Skip every picture and transcribe the remaining material exactly.
*** Information provided
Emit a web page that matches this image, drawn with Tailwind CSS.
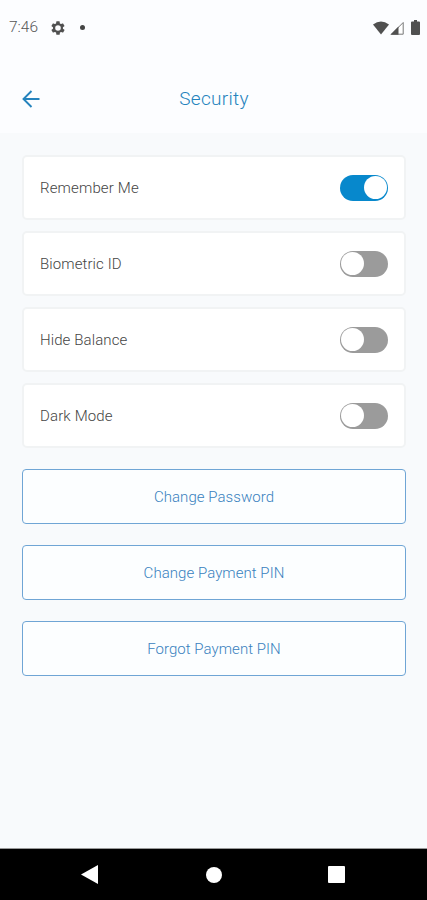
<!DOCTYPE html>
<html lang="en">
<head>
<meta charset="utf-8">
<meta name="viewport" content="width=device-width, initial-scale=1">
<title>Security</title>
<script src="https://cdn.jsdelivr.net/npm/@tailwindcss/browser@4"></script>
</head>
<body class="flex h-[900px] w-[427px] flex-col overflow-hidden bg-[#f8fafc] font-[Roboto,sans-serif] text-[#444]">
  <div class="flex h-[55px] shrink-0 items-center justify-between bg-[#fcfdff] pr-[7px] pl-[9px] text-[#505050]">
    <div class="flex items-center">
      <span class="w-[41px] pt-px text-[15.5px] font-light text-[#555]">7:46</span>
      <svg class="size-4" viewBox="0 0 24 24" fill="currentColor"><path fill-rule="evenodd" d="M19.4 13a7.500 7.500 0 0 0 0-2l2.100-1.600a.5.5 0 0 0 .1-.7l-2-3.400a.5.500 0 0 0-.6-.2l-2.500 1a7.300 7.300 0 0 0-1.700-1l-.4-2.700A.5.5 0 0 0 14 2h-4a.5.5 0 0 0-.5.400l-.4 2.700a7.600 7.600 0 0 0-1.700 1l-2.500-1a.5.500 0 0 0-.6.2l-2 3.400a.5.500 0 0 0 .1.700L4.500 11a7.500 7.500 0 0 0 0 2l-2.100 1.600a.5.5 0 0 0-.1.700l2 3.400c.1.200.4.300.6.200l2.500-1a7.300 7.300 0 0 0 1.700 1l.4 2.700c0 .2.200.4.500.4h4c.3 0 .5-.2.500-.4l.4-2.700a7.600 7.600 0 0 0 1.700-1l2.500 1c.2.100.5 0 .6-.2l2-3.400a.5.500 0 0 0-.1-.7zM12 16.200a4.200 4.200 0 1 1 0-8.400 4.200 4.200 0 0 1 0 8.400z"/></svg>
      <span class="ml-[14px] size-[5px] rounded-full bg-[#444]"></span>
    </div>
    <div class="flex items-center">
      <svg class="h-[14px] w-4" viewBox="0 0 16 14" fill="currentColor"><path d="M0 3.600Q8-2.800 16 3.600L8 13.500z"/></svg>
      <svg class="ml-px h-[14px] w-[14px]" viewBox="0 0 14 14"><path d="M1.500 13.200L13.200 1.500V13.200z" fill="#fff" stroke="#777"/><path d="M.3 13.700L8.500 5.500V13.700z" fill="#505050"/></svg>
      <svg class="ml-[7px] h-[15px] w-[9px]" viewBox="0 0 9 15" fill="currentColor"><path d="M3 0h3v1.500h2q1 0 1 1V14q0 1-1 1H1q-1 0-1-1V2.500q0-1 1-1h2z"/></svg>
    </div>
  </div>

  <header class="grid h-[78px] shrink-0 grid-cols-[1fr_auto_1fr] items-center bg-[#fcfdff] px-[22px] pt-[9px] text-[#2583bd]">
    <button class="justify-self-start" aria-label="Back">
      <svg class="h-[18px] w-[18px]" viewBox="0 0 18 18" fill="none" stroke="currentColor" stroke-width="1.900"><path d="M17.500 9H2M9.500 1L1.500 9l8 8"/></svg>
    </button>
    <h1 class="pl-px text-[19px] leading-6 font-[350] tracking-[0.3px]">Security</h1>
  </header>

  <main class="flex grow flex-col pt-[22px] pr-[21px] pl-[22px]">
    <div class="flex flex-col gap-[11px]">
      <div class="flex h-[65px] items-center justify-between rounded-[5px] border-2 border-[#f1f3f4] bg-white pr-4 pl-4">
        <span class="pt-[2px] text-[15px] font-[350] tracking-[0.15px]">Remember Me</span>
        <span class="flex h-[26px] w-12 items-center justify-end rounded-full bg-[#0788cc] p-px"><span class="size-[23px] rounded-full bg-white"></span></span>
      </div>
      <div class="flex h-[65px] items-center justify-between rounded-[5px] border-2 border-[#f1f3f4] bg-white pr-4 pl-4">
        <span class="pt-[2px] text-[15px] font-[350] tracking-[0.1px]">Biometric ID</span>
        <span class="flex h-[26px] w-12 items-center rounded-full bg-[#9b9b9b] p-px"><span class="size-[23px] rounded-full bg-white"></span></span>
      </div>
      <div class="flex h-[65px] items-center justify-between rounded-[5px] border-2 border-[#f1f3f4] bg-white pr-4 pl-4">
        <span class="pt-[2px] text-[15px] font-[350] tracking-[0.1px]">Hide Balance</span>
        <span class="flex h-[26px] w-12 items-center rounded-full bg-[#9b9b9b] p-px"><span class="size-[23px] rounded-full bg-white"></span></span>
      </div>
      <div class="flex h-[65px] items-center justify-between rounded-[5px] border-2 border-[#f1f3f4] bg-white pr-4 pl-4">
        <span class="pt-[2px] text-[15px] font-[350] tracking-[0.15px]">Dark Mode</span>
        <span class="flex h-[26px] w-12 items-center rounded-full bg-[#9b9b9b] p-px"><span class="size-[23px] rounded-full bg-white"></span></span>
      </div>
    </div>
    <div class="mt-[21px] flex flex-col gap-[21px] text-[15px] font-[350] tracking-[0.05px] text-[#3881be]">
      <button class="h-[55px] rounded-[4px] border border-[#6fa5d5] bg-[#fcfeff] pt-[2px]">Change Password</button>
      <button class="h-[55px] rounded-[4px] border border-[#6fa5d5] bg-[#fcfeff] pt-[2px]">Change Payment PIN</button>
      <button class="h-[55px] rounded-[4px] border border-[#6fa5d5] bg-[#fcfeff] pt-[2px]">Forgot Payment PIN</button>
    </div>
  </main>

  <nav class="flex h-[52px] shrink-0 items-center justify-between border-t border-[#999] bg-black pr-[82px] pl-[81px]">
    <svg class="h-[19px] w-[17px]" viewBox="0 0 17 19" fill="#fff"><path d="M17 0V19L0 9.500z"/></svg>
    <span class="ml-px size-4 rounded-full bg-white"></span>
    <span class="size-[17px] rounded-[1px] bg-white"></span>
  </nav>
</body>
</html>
******
• Expected answer:
Emit a web page that matches this image, drawn with Tailwind CSS.
<!DOCTYPE html>
<html lang="en">
<head>
<meta charset="utf-8">
<meta name="viewport" content="width=device-width, initial-scale=1">
<title>Security</title>
<script src="https://cdn.jsdelivr.net/npm/@tailwindcss/browser@4"></script>
</head>
<body class="flex h-[900px] w-[427px] flex-col overflow-hidden bg-[#f8fafc] font-[Roboto,sans-serif] text-[#444]">
  <div class="flex h-[55px] shrink-0 items-center justify-between bg-[#fcfdff] pr-[7px] pl-[9px] text-[#505050]">
    <div class="flex items-center">
      <span class="w-[41px] pt-px text-[15.5px] font-light text-[#555]">7:46</span>
      <svg class="size-4" viewBox="0 0 24 24" fill="currentColor"><path fill-rule="evenodd" d="M19.4 13a7.500 7.500 0 0 0 0-2l2.100-1.600a.5.5 0 0 0 .1-.7l-2-3.400a.5.500 0 0 0-.6-.2l-2.500 1a7.300 7.300 0 0 0-1.700-1l-.4-2.700A.5.5 0 0 0 14 2h-4a.5.5 0 0 0-.5.400l-.4 2.700a7.600 7.600 0 0 0-1.700 1l-2.500-1a.5.500 0 0 0-.6.2l-2 3.400a.5.500 0 0 0 .1.700L4.500 11a7.500 7.500 0 0 0 0 2l-2.100 1.600a.5.5 0 0 0-.1.700l2 3.400c.1.200.4.300.6.200l2.500-1a7.300 7.300 0 0 0 1.700 1l.4 2.700c0 .2.200.4.500.4h4c.3 0 .5-.2.500-.4l.4-2.700a7.600 7.600 0 0 0 1.700-1l2.500 1c.2.100.5 0 .6-.2l2-3.400a.5.500 0 0 0-.1-.7zM12 16.200a4.200 4.200 0 1 1 0-8.400 4.200 4.200 0 0 1 0 8.400z"/></svg>
      <span class="ml-[14px] size-[5px] rounded-full bg-[#444]"></span>
    </div>
    <div class="flex items-center">
      <svg class="h-[14px] w-4" viewBox="0 0 16 14" fill="currentColor"><path d="M0 3.600Q8-2.800 16 3.600L8 13.500z"/></svg>
      <svg class="ml-px h-[14px] w-[14px]" viewBox="0 0 14 14"><path d="M1.500 13.200L13.200 1.500V13.200z" fill="#fff" stroke="#777"/><path d="M.3 13.700L8.500 5.500V13.700z" fill="#505050"/></svg>
      <svg class="ml-[7px] h-[15px] w-[9px]" viewBox="0 0 9 15" fill="currentColor"><path d="M3 0h3v1.500h2q1 0 1 1V14q0 1-1 1H1q-1 0-1-1V2.500q0-1 1-1h2z"/></svg>
    </div>
  </div>

  <header class="grid h-[78px] shrink-0 grid-cols-[1fr_auto_1fr] items-center bg-[#fcfdff] px-[22px] pt-[9px] text-[#2583bd]">
    <button class="justify-self-start" aria-label="Back">
      <svg class="h-[18px] w-[18px]" viewBox="0 0 18 18" fill="none" stroke="currentColor" stroke-width="1.900"><path d="M17.500 9H2M9.500 1L1.500 9l8 8"/></svg>
    </button>
    <h1 class="pl-px text-[19px] leading-6 font-[350] tracking-[0.3px]">Security</h1>
  </header>

  <main class="flex grow flex-col pt-[22px] pr-[21px] pl-[22px]">
    <div class="flex flex-col gap-[11px]">
      <div class="flex h-[65px] items-center justify-between rounded-[5px] border-2 border-[#f1f3f4] bg-white pr-4 pl-4">
        <span class="pt-[2px] text-[15px] font-[350] tracking-[0.15px]">Remember Me</span>
        <span class="flex h-[26px] w-12 items-center justify-end rounded-full bg-[#0788cc] p-px"><span class="size-[23px] rounded-full bg-white"></span></span>
      </div>
      <div class="flex h-[65px] items-center justify-between rounded-[5px] border-2 border-[#f1f3f4] bg-white pr-4 pl-4">
        <span class="pt-[2px] text-[15px] font-[350] tracking-[0.1px]">Biometric ID</span>
        <span class="flex h-[26px] w-12 items-center rounded-full bg-[#9b9b9b] p-px"><span class="size-[23px] rounded-full bg-white"></span></span>
      </div>
      <div class="flex h-[65px] items-center justify-between rounded-[5px] border-2 border-[#f1f3f4] bg-white pr-4 pl-4">
        <span class="pt-[2px] text-[15px] font-[350] tracking-[0.1px]">Hide Balance</span>
        <span class="flex h-[26px] w-12 items-center rounded-full bg-[#9b9b9b] p-px"><span class="size-[23px] rounded-full bg-white"></span></span>
      </div>
      <div class="flex h-[65px] items-center justify-between rounded-[5px] border-2 border-[#f1f3f4] bg-white pr-4 pl-4">
        <span class="pt-[2px] text-[15px] font-[350] tracking-[0.15px]">Dark Mode</span>
        <span class="flex h-[26px] w-12 items-center rounded-full bg-[#9b9b9b] p-px"><span class="size-[23px] rounded-full bg-white"></span></span>
      </div>
    </div>
    <div class="mt-[21px] flex flex-col gap-[21px] text-[15px] font-[350] tracking-[0.05px] text-[#3881be]">
      <button class="h-[55px] rounded-[4px] border border-[#6fa5d5] bg-[#fcfeff] pt-[2px]">Change Password</button>
      <button class="h-[55px] rounded-[4px] border border-[#6fa5d5] bg-[#fcfeff] pt-[2px]">Change Payment PIN</button>
      <button class="h-[55px] rounded-[4px] border border-[#6fa5d5] bg-[#fcfeff] pt-[2px]">Forgot Payment PIN</button>
    </div>
  </main>

  <nav class="flex h-[52px] shrink-0 items-center justify-between border-t border-[#999] bg-black pr-[82px] pl-[81px]">
    <svg class="h-[19px] w-[17px]" viewBox="0 0 17 19" fill="#fff"><path d="M17 0V19L0 9.500z"/></svg>
    <span class="ml-px size-4 rounded-full bg-white"></span>
    <span class="size-[17px] rounded-[1px] bg-white"></span>
  </nav>
</body>
</html>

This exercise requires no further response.